- **PROBLEM TO WORK ON**
Give the listing again character for character, but drop the images.

- **DATA LINES**
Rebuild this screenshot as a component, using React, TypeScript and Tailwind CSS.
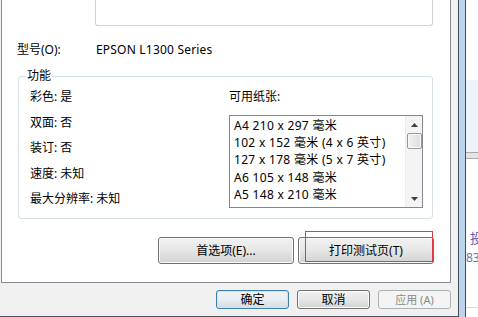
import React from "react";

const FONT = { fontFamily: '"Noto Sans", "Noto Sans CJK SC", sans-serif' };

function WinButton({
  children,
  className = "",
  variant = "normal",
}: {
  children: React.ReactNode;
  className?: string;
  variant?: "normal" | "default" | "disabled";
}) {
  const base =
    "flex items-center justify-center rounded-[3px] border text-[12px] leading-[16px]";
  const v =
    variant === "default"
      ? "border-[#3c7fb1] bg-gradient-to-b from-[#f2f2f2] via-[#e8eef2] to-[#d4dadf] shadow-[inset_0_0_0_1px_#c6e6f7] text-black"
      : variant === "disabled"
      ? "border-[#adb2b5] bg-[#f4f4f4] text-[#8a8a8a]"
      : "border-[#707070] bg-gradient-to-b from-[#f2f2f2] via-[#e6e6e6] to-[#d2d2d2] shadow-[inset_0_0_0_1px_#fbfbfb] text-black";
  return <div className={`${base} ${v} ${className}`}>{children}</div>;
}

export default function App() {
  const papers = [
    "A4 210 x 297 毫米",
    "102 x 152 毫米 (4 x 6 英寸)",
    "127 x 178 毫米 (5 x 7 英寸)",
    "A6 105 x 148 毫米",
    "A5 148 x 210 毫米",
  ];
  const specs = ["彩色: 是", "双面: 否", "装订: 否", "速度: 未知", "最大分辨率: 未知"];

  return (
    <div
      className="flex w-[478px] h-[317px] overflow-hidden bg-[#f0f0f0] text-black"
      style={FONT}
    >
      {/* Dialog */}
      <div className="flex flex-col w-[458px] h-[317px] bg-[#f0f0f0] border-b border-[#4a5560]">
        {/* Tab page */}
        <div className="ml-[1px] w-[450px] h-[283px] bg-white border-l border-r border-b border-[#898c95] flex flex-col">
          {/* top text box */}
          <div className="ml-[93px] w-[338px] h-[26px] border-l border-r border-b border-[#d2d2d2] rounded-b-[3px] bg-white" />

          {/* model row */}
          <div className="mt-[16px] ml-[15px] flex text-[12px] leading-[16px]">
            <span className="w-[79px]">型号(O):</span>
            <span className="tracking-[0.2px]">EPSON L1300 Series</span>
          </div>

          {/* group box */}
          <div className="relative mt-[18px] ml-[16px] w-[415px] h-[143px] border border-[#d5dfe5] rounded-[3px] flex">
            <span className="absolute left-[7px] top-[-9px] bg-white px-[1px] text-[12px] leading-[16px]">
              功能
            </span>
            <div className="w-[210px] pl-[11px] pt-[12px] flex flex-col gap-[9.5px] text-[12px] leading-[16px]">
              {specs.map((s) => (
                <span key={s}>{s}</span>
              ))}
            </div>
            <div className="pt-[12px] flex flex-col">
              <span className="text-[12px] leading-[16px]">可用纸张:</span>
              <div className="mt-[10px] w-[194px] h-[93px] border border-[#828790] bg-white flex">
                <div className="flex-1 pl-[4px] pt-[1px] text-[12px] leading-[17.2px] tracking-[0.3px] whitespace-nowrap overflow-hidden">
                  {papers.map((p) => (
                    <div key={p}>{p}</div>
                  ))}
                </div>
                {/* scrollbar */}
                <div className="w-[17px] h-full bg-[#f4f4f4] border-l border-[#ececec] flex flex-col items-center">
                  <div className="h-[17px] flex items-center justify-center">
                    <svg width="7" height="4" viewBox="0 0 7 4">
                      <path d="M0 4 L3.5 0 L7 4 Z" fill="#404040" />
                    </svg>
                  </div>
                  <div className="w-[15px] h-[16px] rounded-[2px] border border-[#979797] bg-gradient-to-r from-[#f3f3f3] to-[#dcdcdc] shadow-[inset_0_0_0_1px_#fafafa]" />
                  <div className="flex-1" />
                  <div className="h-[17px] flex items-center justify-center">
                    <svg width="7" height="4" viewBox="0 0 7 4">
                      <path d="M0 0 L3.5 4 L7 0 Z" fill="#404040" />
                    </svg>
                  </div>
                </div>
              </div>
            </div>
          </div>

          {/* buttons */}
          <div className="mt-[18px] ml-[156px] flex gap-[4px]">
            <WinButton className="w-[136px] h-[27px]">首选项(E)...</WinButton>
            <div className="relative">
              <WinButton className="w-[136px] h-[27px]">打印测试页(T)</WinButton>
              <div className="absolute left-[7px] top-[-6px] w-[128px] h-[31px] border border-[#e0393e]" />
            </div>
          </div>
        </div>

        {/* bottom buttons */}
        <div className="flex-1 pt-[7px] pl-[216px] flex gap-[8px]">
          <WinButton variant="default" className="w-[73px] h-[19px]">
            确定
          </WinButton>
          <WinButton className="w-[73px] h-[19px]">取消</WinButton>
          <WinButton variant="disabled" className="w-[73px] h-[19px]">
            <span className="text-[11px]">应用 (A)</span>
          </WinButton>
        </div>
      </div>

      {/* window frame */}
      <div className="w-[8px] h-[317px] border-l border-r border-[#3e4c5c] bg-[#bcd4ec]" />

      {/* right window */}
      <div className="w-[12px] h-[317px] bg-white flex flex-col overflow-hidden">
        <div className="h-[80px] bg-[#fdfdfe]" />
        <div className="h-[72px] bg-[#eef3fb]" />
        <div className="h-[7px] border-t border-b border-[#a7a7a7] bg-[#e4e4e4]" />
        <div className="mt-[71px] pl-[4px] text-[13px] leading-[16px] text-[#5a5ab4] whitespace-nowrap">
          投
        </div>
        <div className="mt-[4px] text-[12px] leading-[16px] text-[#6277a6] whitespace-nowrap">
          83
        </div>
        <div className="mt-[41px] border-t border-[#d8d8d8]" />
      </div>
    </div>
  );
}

- **EXERCISE OUTPUT**
Rebuild this screenshot as a component, using React, TypeScript and Tailwind CSS.
import React from "react";

const FONT = { fontFamily: '"Noto Sans", "Noto Sans CJK SC", sans-serif' };

function WinButton({
  children,
  className = "",
  variant = "normal",
}: {
  children: React.ReactNode;
  className?: string;
  variant?: "normal" | "default" | "disabled";
}) {
  const base =
    "flex items-center justify-center rounded-[3px] border text-[12px] leading-[16px]";
  const v =
    variant === "default"
      ? "border-[#3c7fb1] bg-gradient-to-b from-[#f2f2f2] via-[#e8eef2] to-[#d4dadf] shadow-[inset_0_0_0_1px_#c6e6f7] text-black"
      : variant === "disabled"
      ? "border-[#adb2b5] bg-[#f4f4f4] text-[#8a8a8a]"
      : "border-[#707070] bg-gradient-to-b from-[#f2f2f2] via-[#e6e6e6] to-[#d2d2d2] shadow-[inset_0_0_0_1px_#fbfbfb] text-black";
  return <div className={`${base} ${v} ${className}`}>{children}</div>;
}

export default function App() {
  const papers = [
    "A4 210 x 297 毫米",
    "102 x 152 毫米 (4 x 6 英寸)",
    "127 x 178 毫米 (5 x 7 英寸)",
    "A6 105 x 148 毫米",
    "A5 148 x 210 毫米",
  ];
  const specs = ["彩色: 是", "双面: 否", "装订: 否", "速度: 未知", "最大分辨率: 未知"];

  return (
    <div
      className="flex w-[478px] h-[317px] overflow-hidden bg-[#f0f0f0] text-black"
      style={FONT}
    >
      {/* Dialog */}
      <div className="flex flex-col w-[458px] h-[317px] bg-[#f0f0f0] border-b border-[#4a5560]">
        {/* Tab page */}
        <div className="ml-[1px] w-[450px] h-[283px] bg-white border-l border-r border-b border-[#898c95] flex flex-col">
          {/* top text box */}
          <div className="ml-[93px] w-[338px] h-[26px] border-l border-r border-b border-[#d2d2d2] rounded-b-[3px] bg-white" />

          {/* model row */}
          <div className="mt-[16px] ml-[15px] flex text-[12px] leading-[16px]">
            <span className="w-[79px]">型号(O):</span>
            <span className="tracking-[0.2px]">EPSON L1300 Series</span>
          </div>

          {/* group box */}
          <div className="relative mt-[18px] ml-[16px] w-[415px] h-[143px] border border-[#d5dfe5] rounded-[3px] flex">
            <span className="absolute left-[7px] top-[-9px] bg-white px-[1px] text-[12px] leading-[16px]">
              功能
            </span>
            <div className="w-[210px] pl-[11px] pt-[12px] flex flex-col gap-[9.5px] text-[12px] leading-[16px]">
              {specs.map((s) => (
                <span key={s}>{s}</span>
              ))}
            </div>
            <div className="pt-[12px] flex flex-col">
              <span className="text-[12px] leading-[16px]">可用纸张:</span>
              <div className="mt-[10px] w-[194px] h-[93px] border border-[#828790] bg-white flex">
                <div className="flex-1 pl-[4px] pt-[1px] text-[12px] leading-[17.2px] tracking-[0.3px] whitespace-nowrap overflow-hidden">
                  {papers.map((p) => (
                    <div key={p}>{p}</div>
                  ))}
                </div>
                {/* scrollbar */}
                <div className="w-[17px] h-full bg-[#f4f4f4] border-l border-[#ececec] flex flex-col items-center">
                  <div className="h-[17px] flex items-center justify-center">
                    <svg width="7" height="4" viewBox="0 0 7 4">
                      <path d="M0 4 L3.5 0 L7 4 Z" fill="#404040" />
                    </svg>
                  </div>
                  <div className="w-[15px] h-[16px] rounded-[2px] border border-[#979797] bg-gradient-to-r from-[#f3f3f3] to-[#dcdcdc] shadow-[inset_0_0_0_1px_#fafafa]" />
                  <div className="flex-1" />
                  <div className="h-[17px] flex items-center justify-center">
                    <svg width="7" height="4" viewBox="0 0 7 4">
                      <path d="M0 0 L3.5 4 L7 0 Z" fill="#404040" />
                    </svg>
                  </div>
                </div>
              </div>
            </div>
          </div>

          {/* buttons */}
          <div className="mt-[18px] ml-[156px] flex gap-[4px]">
            <WinButton className="w-[136px] h-[27px]">首选项(E)...</WinButton>
            <div className="relative">
              <WinButton className="w-[136px] h-[27px]">打印测试页(T)</WinButton>
              <div className="absolute left-[7px] top-[-6px] w-[128px] h-[31px] border border-[#e0393e]" />
            </div>
          </div>
        </div>

        {/* bottom buttons */}
        <div className="flex-1 pt-[7px] pl-[216px] flex gap-[8px]">
          <WinButton variant="default" className="w-[73px] h-[19px]">
            确定
          </WinButton>
          <WinButton className="w-[73px] h-[19px]">取消</WinButton>
          <WinButton variant="disabled" className="w-[73px] h-[19px]">
            <span className="text-[11px]">应用 (A)</span>
          </WinButton>
        </div>
      </div>

      {/* window frame */}
      <div className="w-[8px] h-[317px] border-l border-r border-[#3e4c5c] bg-[#bcd4ec]" />

      {/* right window */}
      <div className="w-[12px] h-[317px] bg-white flex flex-col overflow-hidden">
        <div className="h-[80px] bg-[#fdfdfe]" />
        <div className="h-[72px] bg-[#eef3fb]" />
        <div className="h-[7px] border-t border-b border-[#a7a7a7] bg-[#e4e4e4]" />
        <div className="mt-[71px] pl-[4px] text-[13px] leading-[16px] text-[#5a5ab4] whitespace-nowrap">
          投
        </div>
        <div className="mt-[4px] text-[12px] leading-[16px] text-[#6277a6] whitespace-nowrap">
          83
        </div>
        <div className="mt-[41px] border-t border-[#d8d8d8]" />
      </div>
    </div>
  );
}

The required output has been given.